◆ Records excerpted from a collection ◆
-*-*-

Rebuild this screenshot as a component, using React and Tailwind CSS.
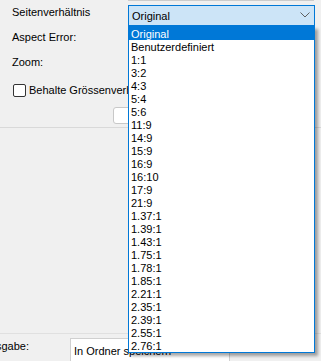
import React from "react";

const items = [
  "Original", "Benutzerdefiniert", "1:1", "3:2", "4:3", "5:4", "5:6", "11:9", "14:9", "15:9",
  "16:9", "16:10", "17:9", "21:9", "1.37:1", "1.39:1", "1.43:1", "1.75:1", "1.78:1", "1.85:1",
  "2.21:1", "2.35:1", "2.39:1", "2.55:1", "2.76:1",
];

export default function App() {
  return (
    <div
      className="relative w-[321px] h-[361px] overflow-hidden bg-[#f0f0f0] text-[11px] text-black"
      style={{ fontFamily: "'Liberation Sans', Arial, sans-serif" }}
    >
      <div className="flex flex-col h-full">
        <div className="ml-[128px] w-[186px] h-px bg-[#cccccc]" />
        {/* Seitenverhältnis row */}
        <div className="flex items-start mt-[4px] h-[21px]">
          <div className="w-[128px] pl-[12px] leading-[16px] -mt-px">Seitenverhältnis</div>
          <div className="w-[187px] h-[21px] border border-[#0078d7] bg-[#cce4f7] flex items-center justify-between pl-[3px] pr-[4px] pt-[1px]">
            <span className="leading-[16px]">Original</span>
            <svg width="10" height="6" viewBox="0 0 10 6" className="-mt-[2px]">
              <polyline points="0.5,0.5 5,5 9.5,0.5" fill="none" stroke="#5f5f5f" strokeWidth="1" />
            </svg>
          </div>
        </div>
        <div className="pl-[12px] mt-[3px] h-[16px] leading-[16px]">Aspect Error:</div>
        <div className="pl-[12px] mt-[9px] h-[16px] leading-[16px]">Zoom:</div>
        <div className="flex items-center pl-[13px] mt-[12px] h-[16px] gap-[3px]">
          <div className="w-[13px] h-[13px] shrink-0 border border-[#333333] rounded-[2px] bg-white" />
          <span className="whitespace-nowrap leading-[16px]">Behalte Grössenverhältnis</span>
        </div>
        <div className="ml-[113px] mt-[9px] w-[110px] h-[17px] bg-white border border-[#c8c8c8] rounded-[3px]" />
        <div className="mt-[3px] h-px bg-[#d9d9d9]" />
        <div className="flex-1" />
        <div className="h-px bg-[#e0e0e0]" />
        <div className="flex items-start h-[27px]">
          <div className="w-[29px] shrink-0 flex justify-end overflow-hidden whitespace-nowrap mt-[4px] leading-[16px]">
            <span>Ausgabe:</span>
          </div>
          <div className="ml-[41px] mt-[4px] w-[160px] h-[30px] bg-white border border-[#d0d0d0] pl-[3px] pt-[4px] leading-[16px] whitespace-nowrap">
            In Ordner speichern
          </div>
        </div>
      </div>

      {/* Dropdown overlay */}
      <div className="absolute left-[128px] top-[26px] w-[187px] h-[327px] bg-white border border-[#0078d7] shadow-[3px_3px_3px_rgba(0,0,0,0.35)]">
        {items.map((it, i) => (
          <div
            key={it}
            className={
              i === 0
                ? "h-[13px] leading-[14px] pl-[2px] bg-[#0078d7] text-white whitespace-nowrap"
                : "h-[13px] leading-[14px] pl-[2px] whitespace-nowrap"
            }
          >
            {it}
          </div>
        ))}
      </div>
    </div>
  );
}
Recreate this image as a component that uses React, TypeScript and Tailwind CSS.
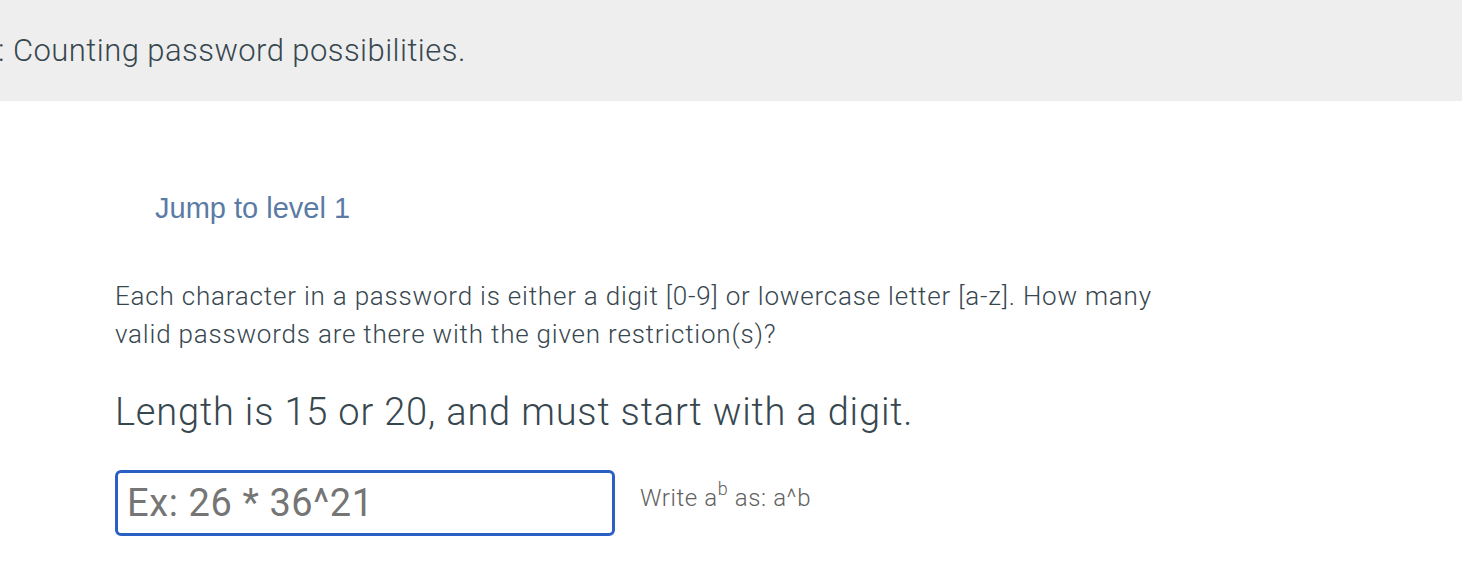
import React from "react";

export default function App() {
  return (
    <div className="w-[1462px] h-[570px] bg-white overflow-hidden" style={{ fontFamily: "Roboto, sans-serif" }}>
      <div className="h-[101px] bg-[#eeeeee] flex items-center overflow-hidden">
        <h1 className="-ml-[2px] mt-[-1px] text-[31px] tracking-[0.45px] font-light text-[#37474f] whitespace-nowrap leading-none">
          : Counting password possibilities.
        </h1>
      </div>
      <div className="pl-[115px] pt-[92px]">
        <div className="pl-[40px] text-[29px] text-[#5b7ba5] leading-[30px]" style={{ fontFamily: "'Liberation Sans', Arial, sans-serif" }}>
          Jump to level 1
        </div>
        <p className="mt-[54px] w-[1060px] text-[26px] tracking-[0.8px] font-light leading-[38px] text-[#37474f]">
          Each character in a password is either a digit [0-9] or lowercase letter [a-z]. How many valid passwords are there with the given restriction(s)?
        </p>
        <p className="mt-[37px] text-[38px] tracking-[0.83px] font-light leading-[44px] text-[#37474f] whitespace-nowrap">
          Length is 15 or 20, and must start with a digit.
        </p>
        <div className="mt-[36px] flex items-start">
          <input
            className="w-[500px] h-[66px] border-[3px] border-[#2a5fc4] rounded-[6px] px-[9px] text-[38px] tracking-[0.6px] text-[#37474f] placeholder:text-[#757575] outline-none"
            placeholder="Ex: 26 * 36^21"
          />
          <span className="ml-[25px] mt-[10px] text-[24px] tracking-[0.6px] font-light text-[#616161] whitespace-nowrap">
            Write a<sup className="text-[18px] top-[-0.6em]">b</sup> as: a^b
          </span>
        </div>
      </div>
    </div>
  );
}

-*-*-

◆ Given task ◆
Exactly reproduce each record, leaving out any pictures.

◆ The solution ◆
Rebuild this screenshot as a component, using React and Tailwind CSS.
import React from "react";

const items = [
  "Original", "Benutzerdefiniert", "1:1", "3:2", "4:3", "5:4", "5:6", "11:9", "14:9", "15:9",
  "16:9", "16:10", "17:9", "21:9", "1.37:1", "1.39:1", "1.43:1", "1.75:1", "1.78:1", "1.85:1",
  "2.21:1", "2.35:1", "2.39:1", "2.55:1", "2.76:1",
];

export default function App() {
  return (
    <div
      className="relative w-[321px] h-[361px] overflow-hidden bg-[#f0f0f0] text-[11px] text-black"
      style={{ fontFamily: "'Liberation Sans', Arial, sans-serif" }}
    >
      <div className="flex flex-col h-full">
        <div className="ml-[128px] w-[186px] h-px bg-[#cccccc]" />
        {/* Seitenverhältnis row */}
        <div className="flex items-start mt-[4px] h-[21px]">
          <div className="w-[128px] pl-[12px] leading-[16px] -mt-px">Seitenverhältnis</div>
          <div className="w-[187px] h-[21px] border border-[#0078d7] bg-[#cce4f7] flex items-center justify-between pl-[3px] pr-[4px] pt-[1px]">
            <span className="leading-[16px]">Original</span>
            <svg width="10" height="6" viewBox="0 0 10 6" className="-mt-[2px]">
              <polyline points="0.5,0.5 5,5 9.5,0.5" fill="none" stroke="#5f5f5f" strokeWidth="1" />
            </svg>
          </div>
        </div>
        <div className="pl-[12px] mt-[3px] h-[16px] leading-[16px]">Aspect Error:</div>
        <div className="pl-[12px] mt-[9px] h-[16px] leading-[16px]">Zoom:</div>
        <div className="flex items-center pl-[13px] mt-[12px] h-[16px] gap-[3px]">
          <div className="w-[13px] h-[13px] shrink-0 border border-[#333333] rounded-[2px] bg-white" />
          <span className="whitespace-nowrap leading-[16px]">Behalte Grössenverhältnis</span>
        </div>
        <div className="ml-[113px] mt-[9px] w-[110px] h-[17px] bg-white border border-[#c8c8c8] rounded-[3px]" />
        <div className="mt-[3px] h-px bg-[#d9d9d9]" />
        <div className="flex-1" />
        <div className="h-px bg-[#e0e0e0]" />
        <div className="flex items-start h-[27px]">
          <div className="w-[29px] shrink-0 flex justify-end overflow-hidden whitespace-nowrap mt-[4px] leading-[16px]">
            <span>Ausgabe:</span>
          </div>
          <div className="ml-[41px] mt-[4px] w-[160px] h-[30px] bg-white border border-[#d0d0d0] pl-[3px] pt-[4px] leading-[16px] whitespace-nowrap">
            In Ordner speichern
          </div>
        </div>
      </div>

      {/* Dropdown overlay */}
      <div className="absolute left-[128px] top-[26px] w-[187px] h-[327px] bg-white border border-[#0078d7] shadow-[3px_3px_3px_rgba(0,0,0,0.35)]">
        {items.map((it, i) => (
          <div
            key={it}
            className={
              i === 0
                ? "h-[13px] leading-[14px] pl-[2px] bg-[#0078d7] text-white whitespace-nowrap"
                : "h-[13px] leading-[14px] pl-[2px] whitespace-nowrap"
            }
          >
            {it}
          </div>
        ))}
      </div>
    </div>
  );
}
Recreate this image as a component that uses React, TypeScript and Tailwind CSS.
import React from "react";

export default function App() {
  return (
    <div className="w-[1462px] h-[570px] bg-white overflow-hidden" style={{ fontFamily: "Roboto, sans-serif" }}>
      <div className="h-[101px] bg-[#eeeeee] flex items-center overflow-hidden">
        <h1 className="-ml-[2px] mt-[-1px] text-[31px] tracking-[0.45px] font-light text-[#37474f] whitespace-nowrap leading-none">
          : Counting password possibilities.
        </h1>
      </div>
      <div className="pl-[115px] pt-[92px]">
        <div className="pl-[40px] text-[29px] text-[#5b7ba5] leading-[30px]" style={{ fontFamily: "'Liberation Sans', Arial, sans-serif" }}>
          Jump to level 1
        </div>
        <p className="mt-[54px] w-[1060px] text-[26px] tracking-[0.8px] font-light leading-[38px] text-[#37474f]">
          Each character in a password is either a digit [0-9] or lowercase letter [a-z]. How many valid passwords are there with the given restriction(s)?
        </p>
        <p className="mt-[37px] text-[38px] tracking-[0.83px] font-light leading-[44px] text-[#37474f] whitespace-nowrap">
          Length is 15 or 20, and must start with a digit.
        </p>
        <div className="mt-[36px] flex items-start">
          <input
            className="w-[500px] h-[66px] border-[3px] border-[#2a5fc4] rounded-[6px] px-[9px] text-[38px] tracking-[0.6px] text-[#37474f] placeholder:text-[#757575] outline-none"
            placeholder="Ex: 26 * 36^21"
          />
          <span className="ml-[25px] mt-[10px] text-[24px] tracking-[0.6px] font-light text-[#616161] whitespace-nowrap">
            Write a<sup className="text-[18px] top-[-0.6em]">b</sup> as: a^b
          </span>
        </div>
      </div>
    </div>
  );
}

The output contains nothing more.